IBM PASE for i as a useful option for application development

You can use the API analysis tool to determine whether an application is suitable for PASE for i. PASE for i is not the best solution under some circumstances.

PASE for i provides considerable flexibility when you are deciding how to port your AIX® applications to your system. Of course, PASE for i is only one of several options you can use to port AIX applications.

API analysis

Your starting point for determining whether an application is suitable for PASE for i is an analysis of the application: the APIs, libraries, and utilities that the application uses and how effectively the application will run on the IBM® i operating system. For more information about how code analysis fits into the procedures for porting applications to PASE for i, see Preparing programs to run in IBM PASE for i.

Characteristics of a potential PASE for i application

Here are some useful guidelines that you might consider when making the decision whether to use PASE for i:

  • Is the AIX application a highly computation-intensive application?

    PASE for i provides a good environment for running computation-intensive applications on the IBM i operating system by providing highly optimized math libraries.

  • Does the application rely heavily on functions that are supported only in PASE for i (or only partially supported in ILE), such as fork(), X Window System, or pseudo-terminal (PTY) support?

    PASE for i provides support for the fork() and exec() functions, which do not currently exist on the IBM i operating system (except through the spawn() function, which incorporates the fork() function with the exec() function).

  • Does the application use a complicated AIX system-based build process or testing environment?

    PASE for i lets you use AIX system-based build processes, which are especially useful when you have an existing, complicated process that is not readily transferred onto a new operating system.

  • Does the application have dependencies on an ASCII character set?

    PASE for i provides good support for applications with these needs.

  • Does the application do a lot of pointer manipulation, or does it convert (cast) integers to pointers?

    PASE for i supports both 32- and 64-bit AIX addressing models with low performance cost and the ability to convert integers to pointers.

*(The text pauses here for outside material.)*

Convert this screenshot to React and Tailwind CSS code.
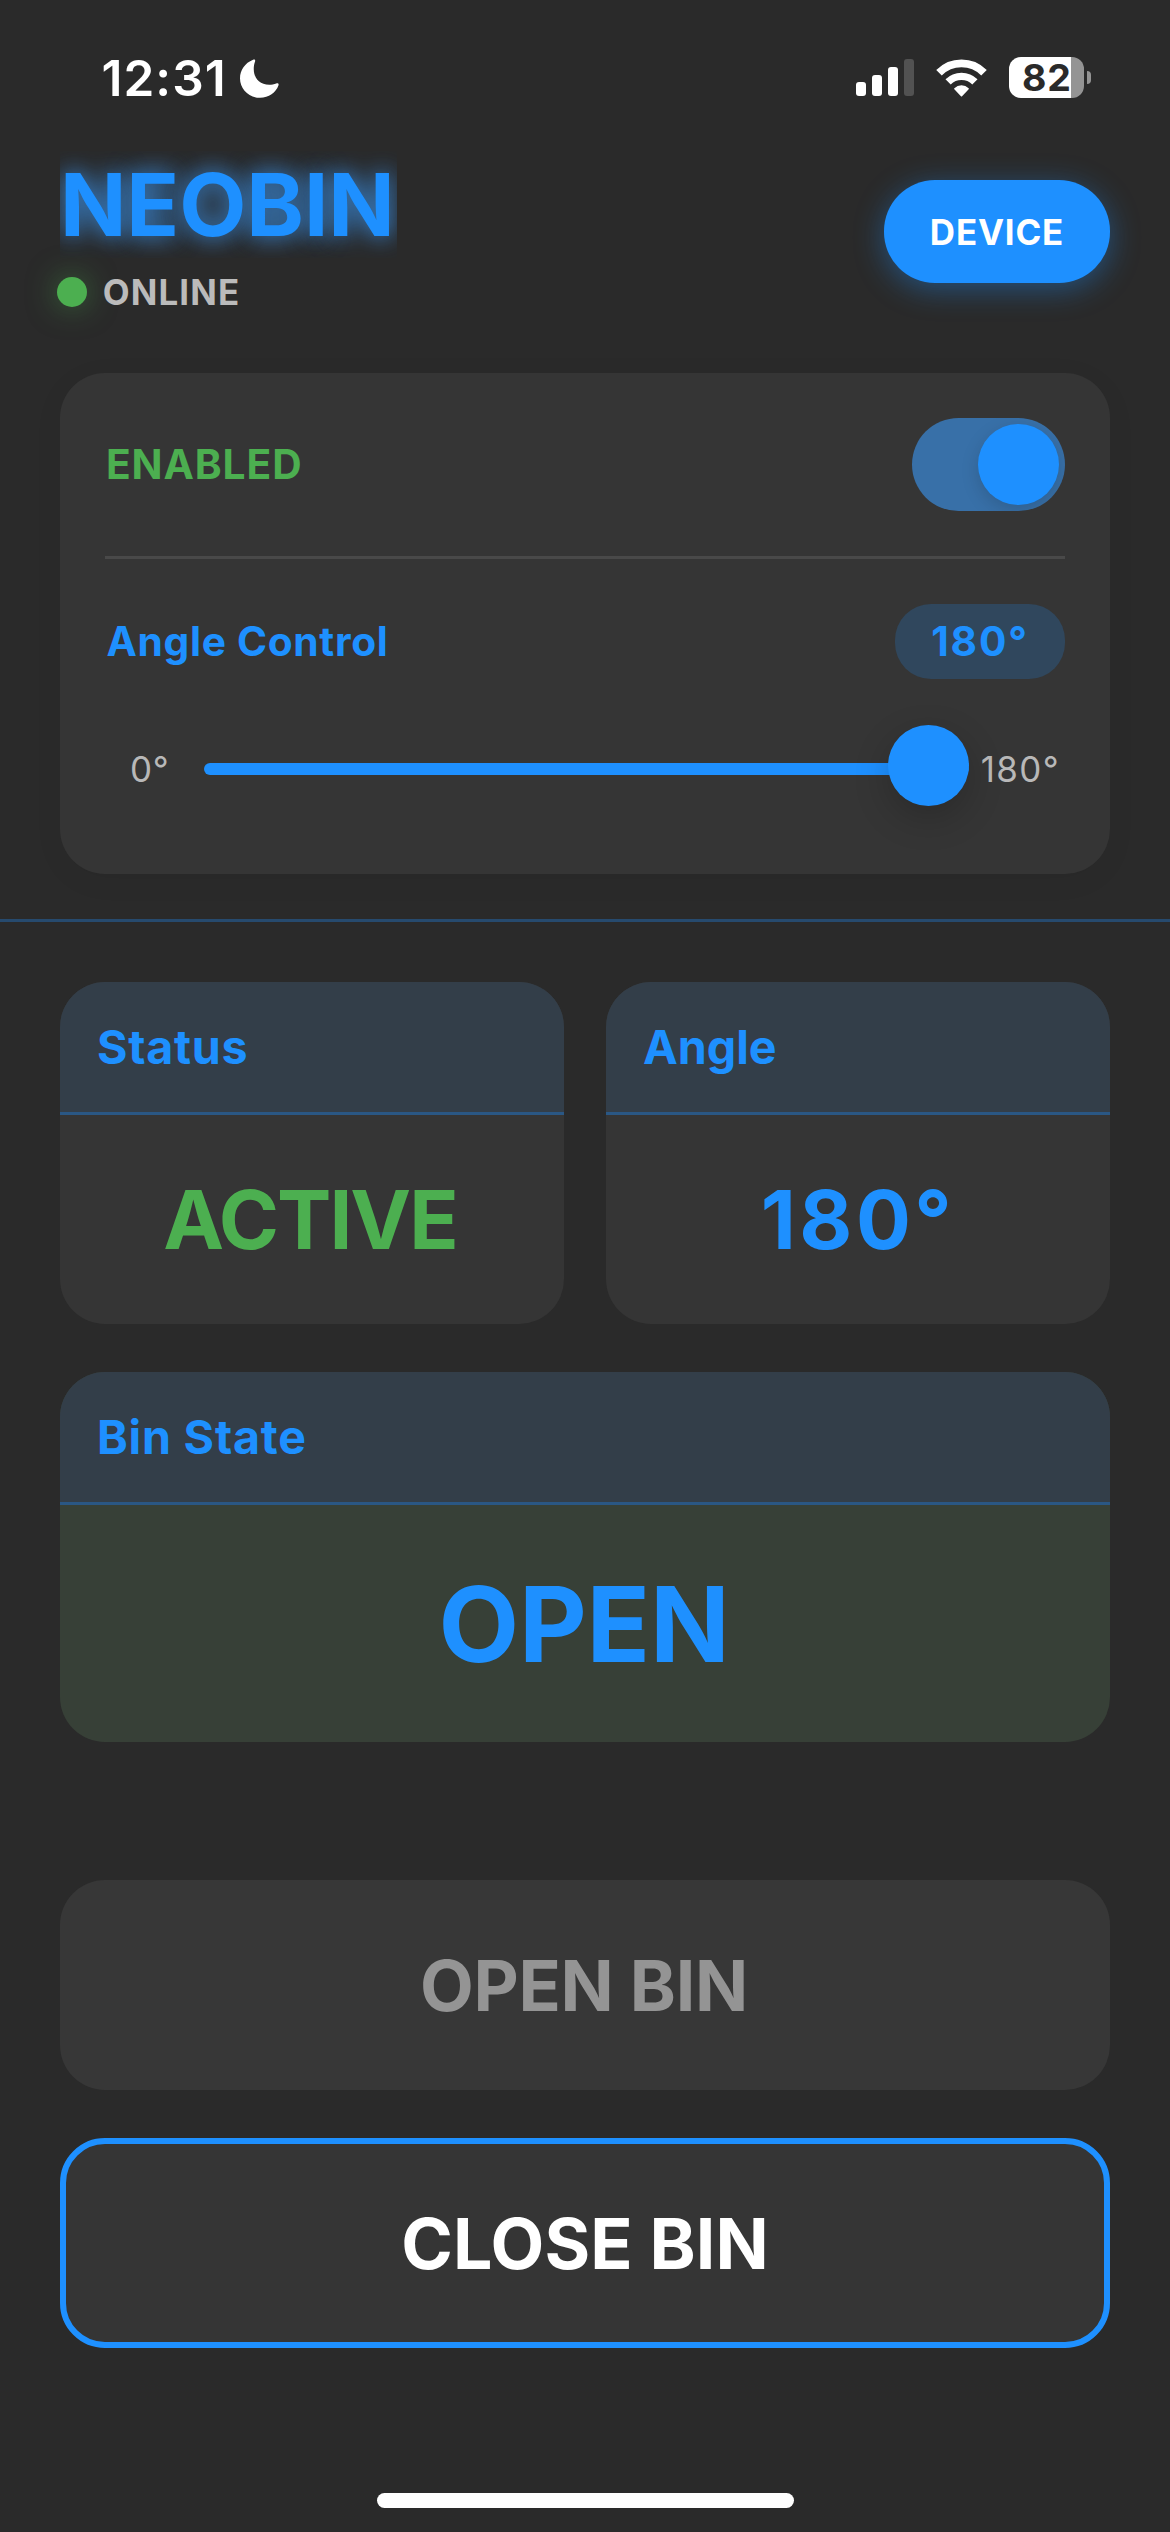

When PASE for i might not be the best solution

PASE for i is generally not a good choice for code that provides a large number of callable interfaces that must be called from ILE and that has any of the following characteristics:

  • Code that needs higher performance call and return than provided by either starting or ending PASE for i on each call or by calling an PASE for i procedure in an already-active PASE for i program (using the Qp2CallPase() API).
  • Code that needs to share memory or namespace between an ILE caller and the library code. An PASE for i program does not implicitly share memory or namespace with ILE code that called it. (However, ILE code that is called from PASE for i can share or use PASE for i memory.)